VOLUPTÉ

Pour celui qui aime les chevaux, il n’y a rien de plus admirable que le poil luisant de sa robe, rien de plus sensuel que le contact de ses muscles vibrants sous ses mains et pourtant, beaucoup de cavaliers ne font jamais le pansage de leur cheval ou, sils le font, ils le bâclent. Or, quoi de plus jouissif que cette brosse qui caresse dans un sens puis dans l’autre, ce va et vient incessant qui nous absorbe et nous entraîne dans une sorte d’état méditatif à la limite de la transe ? Tel un peintre ou un sculpteur, on se reculera pour contempler son oeuvre, on reviendra mettre une touche de ci de là, et on lissera encore et encore jusqu’à l’extrême brilliance. Mais bien plus qu’une simple sculpture, le cheval est une matière vivante et sa peau qui respire sous nos mains perçoit toutes nos émotions tel un capteur d’ondes. Si nous sommes pressés ou nerveux, il y aura résistance. Alors sachons prendre du temps pour ce corps nu, livré à nous mêmes, et laissons nous aller dans cette communion voluptueuse et silencieuse entre lui et nos mains, la rondeur de ses formes, la soie délicate de ses naseaux. Petit à petit, l’animal s’offrira, sans crainte. Quoi de plus émouvant que de sentir ce grand corps puissant s’abandonner entre nos bras?
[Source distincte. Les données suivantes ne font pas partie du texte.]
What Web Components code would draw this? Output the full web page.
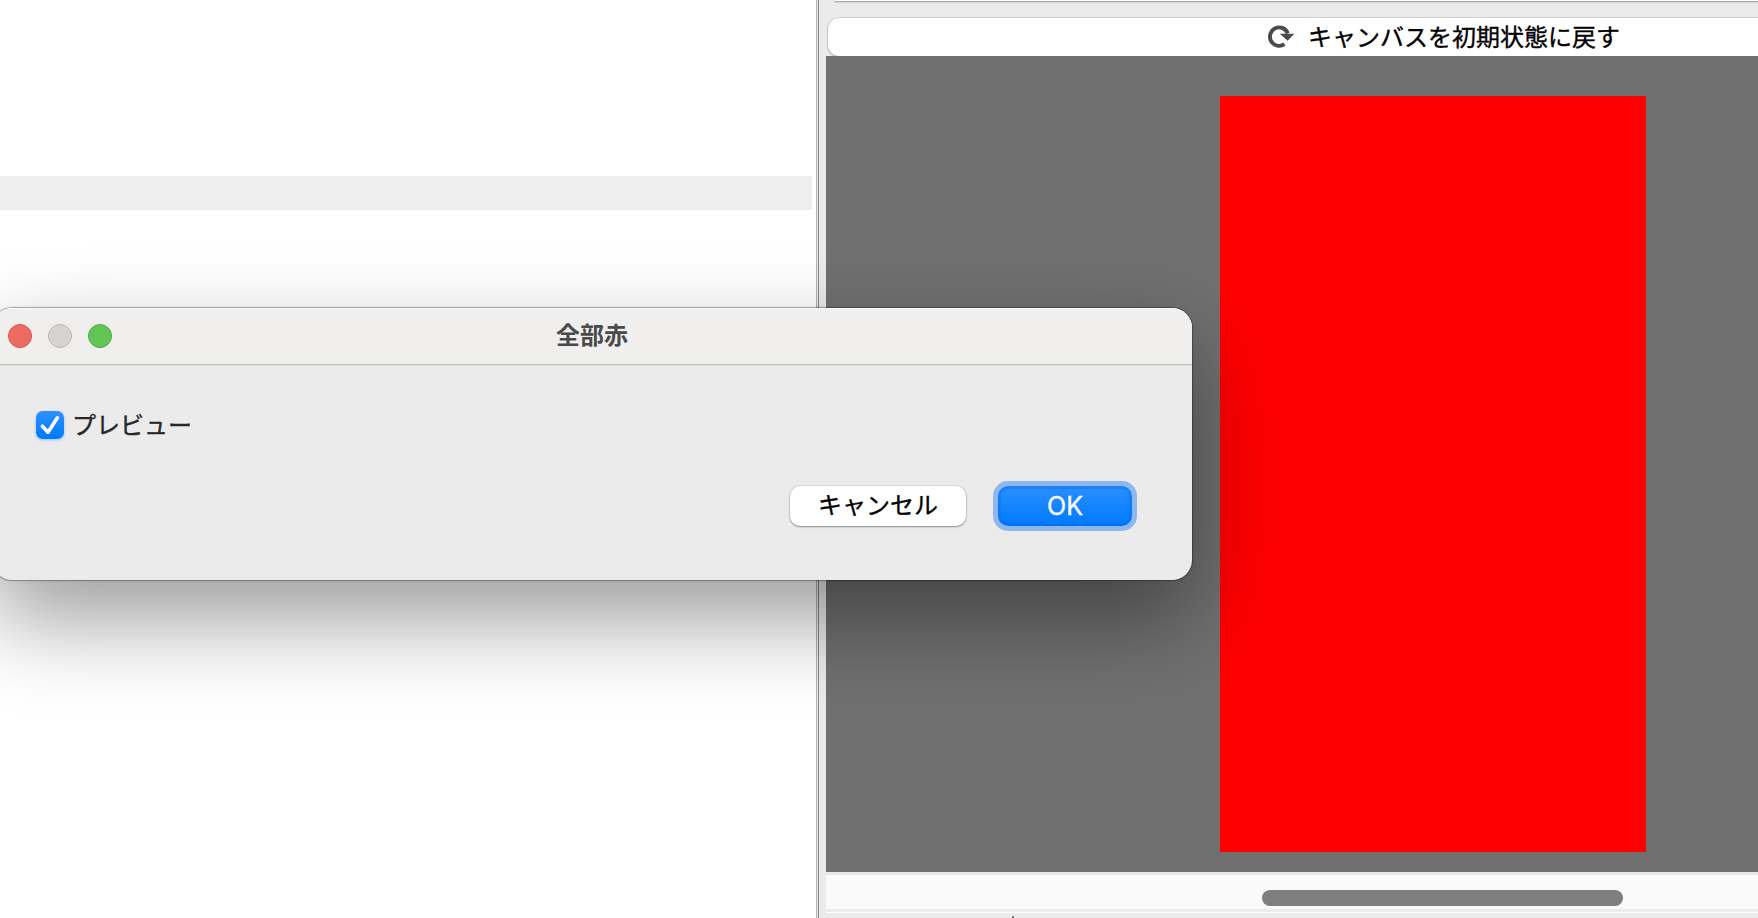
<!DOCTYPE html>
<html lang="ja">
<head>
<meta charset="utf-8">
<title>全部赤</title>
<style>
html, body { margin: 0; height: 100%; overflow: hidden; background: #fff; }
body { font-family: "Noto Sans CJK JP", "Noto Sans", sans-serif; font-size: 24px; color: #000; }
</style>
</head>
<body>
<app-shell>
  <side-list slot="side"></side-list>
  <canvas-pane slot="main"><span slot="reset">キャンバスを初期状態に戻す</span></canvas-pane>
  <plugin-dialog slot="dialog">
    <span slot="title">全部赤</span>
    <check-box>プレビュー</check-box>
    <push-button slot="actions" style="width:176px">キャンセル</push-button>
    <push-button slot="actions" primary style="width:134px">OK</push-button>
  </plugin-dialog>
</app-shell>
<script>
function element(name, html) {
  customElements.define(name, class extends HTMLElement {
    constructor() {
      super();
      this.attachShadow({ mode: "open" }).innerHTML = html;
    }
  });
}

element("app-shell", `
<style>
  :host { position: relative; display: grid; grid-template-columns: 816px 3px 1fr; height: 918px; overflow: hidden; }
  .divider { box-sizing: border-box; background: #ececec; border-left: 1px solid #b4b4b4; border-right: 1px solid #868686; }
</style>
<slot name="side"></slot><div class="divider"></div><slot name="main"></slot><slot name="dialog"></slot>`);

element("side-list", `
<style>
  :host { display: block; padding: 176px 4px 0 0; background: #fff; }
  .row { height: 34px; background: #efefef; }
</style>
<div class="row"></div>`);

element("canvas-pane", `
<style>
  :host { display: flex; flex-direction: column; min-width: 0; padding-left: 7px; background: #ebebeb; overflow: hidden; }
  .prev { box-sizing: border-box; flex: none; height: 2px; margin: 0 -20px 16px 8px; background: #fff; border-bottom: 1px solid #a9adab; border-radius: 0 0 0 6px; box-shadow: 0 1px 1px rgba(0,0,0,.12); }
  .reset { box-sizing: border-box; flex: none; display: flex; align-items: center; height: 38px; margin: 0 -20px 0 2px; padding-left: 438px; background: #fff; border-radius: 11px 0 0 11px; box-shadow: 0 0 0 1px rgba(0,0,0,.09), 0 1px 2px rgba(0,0,0,.25); white-space: nowrap; line-height: 36px; -webkit-text-stroke: .35px; }
  .reset svg { width: 30px; height: 28px; margin: 0 12px 2px 0; flex: none; }
  .label { padding-bottom: 2px; }
  .view { position: relative; flex: none; height: 816px; background: #707070; box-sizing: border-box; padding: 40px 0 0 394px; }
  .art { width: 426px; height: 756px; background: #f00; }
  .track { box-sizing: border-box; flex: none; height: 40px; border-top: 3px solid #e7e7e7; border-bottom: 3px solid #ececec; background: #fafafa; padding: 15px 0 0 436px; }
  .thumb { width: 361px; height: 16px; border-radius: 8px; background: #7e7e7e; }
  .foot { height: 5px; border-top: 1px solid #fff; padding-left: 186px; }
  .tick { width: 2px; height: 2px; margin-top: 3px; background: #808080; }
</style>
<div class="prev"></div>
<div class="reset">
  <svg viewBox="0 0 30 28"><path d="M18.4 22.2A9.2 9.2 0 1 1 21.8 11.5" fill="none" stroke="#4b4b4b" stroke-width="3.9"/><path d="M13.8 11.8L28.4 11.8L21.6 18.8Z" fill="#4b4b4b"/></svg>
  <span class="label"><slot name="reset"></slot></span>
</div>
<div class="view"><div class="art"></div></div>
<div class="track"><div class="thumb"></div></div>
<div class="foot"><div class="tick"></div></div>`);

element("plugin-dialog", `
<style>
  :host { position: absolute; left: -8px; top: 308px; width: 1200px; height: 272px; box-sizing: border-box; display: flex; flex-direction: column; border-radius: 20px; background: #ebebeb; overflow: hidden;
    box-shadow: 0 0 0 1px rgba(0,0,0,.24), 0 0 3px rgba(0,0,0,.22), 0 38px 90px rgba(0,0,0,.4); }
  header { box-sizing: border-box; display: grid; grid-template-columns: 1fr auto 1fr; align-items: center; height: 57px; padding: 0 16px; background: #f0efed; border-bottom: 1px solid #c2c2c1; box-shadow: inset 0 1px #fafafa, 0 1px #dcdcdc; }
  .lights { display: flex; gap: 16px; }
  .lights i { box-sizing: border-box; width: 24px; height: 24px; border-radius: 50%; border: 1px solid; }
  .close { background: #ed6b60; border-color: #d4584e !important; }
  .min { background: #d5d4d2; border-color: #b6b5b3 !important; }
  .zoom { background: #62c555; border-color: #51a73e !important; }
  .title { font-weight: 700; color: #4a4a4a; line-height: 36px; padding-bottom: 4px; }
  .body { padding: 39px 0 0 44px; height: 42px; }
  footer { display: flex; gap: 32px; justify-content: flex-end; padding: 40px 60px 0 0; }
</style>
<header><div class="lights"><i class="close"></i><i class="min"></i><i class="zoom"></i></div><div class="title"><slot name="title"></slot></div></header>
<div class="body"><slot></slot></div>
<footer><slot name="actions"></slot></footer>`);

element("check-box", `
<style>
  :host { display: flex; align-items: center; height: 42px; gap: 8px; color: #262626; line-height: 36px; -webkit-text-stroke: .35px; }
  .box { width: 28px; height: 28px; border-radius: 6.5px; background: linear-gradient(#2e91ff, #007aff); box-shadow: 0 1px 3px rgba(0,122,255,.35); }
  svg { display: block; width: 28px; height: 28px; }
  .label { display: block; padding-bottom: 2px; }
</style>
<div class="box"><svg viewBox="0 0 28 28"><path d="M6.4 15.2L12 21.2L21.4 6.8" fill="none" stroke="#fff" stroke-width="3.6" stroke-linecap="round" stroke-linejoin="round"/></svg></div>
<span class="label"><slot></slot></span>`);

element("push-button", `
<style>
  :host { box-sizing: border-box; display: flex; justify-content: center; height: 40px; border-radius: 10px; background: #fff; line-height: 36px; -webkit-text-stroke: .35px;
    box-shadow: 0 0 0 1px rgba(0,0,0,.07), 0 1px 2px rgba(0,0,0,.35); }
  :host([primary]) { color: #fff; background: linear-gradient(#2a8fff, #007aff); font-family: Inter, sans-serif; font-weight: 400; font-size: 25px; line-height: 40px;
    box-shadow: 0 0 0 5px #8fb7ef, inset 0 0 0 3px rgba(0,105,235,.35); }
</style>
<slot></slot>`);
</script>
</body>
</html>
Plus besoin de le tenir en longe ou de l’attacher, le cheval restera à nos côtés et deviendra un prolongement de nous mêmes. Attentif mais relâché, il donnera son pied sans effort, baissera la tête pour se laisser peigner, déplacera sa croupe, incurvera son cou et nos corps s’épouseront sans effort. Alors, quand une dernière fois, on se reculera pour contempler son oeuvre, ce sera un peu comme si on se regardait soi même dans un miroir et que l’on s’y trouvait beau.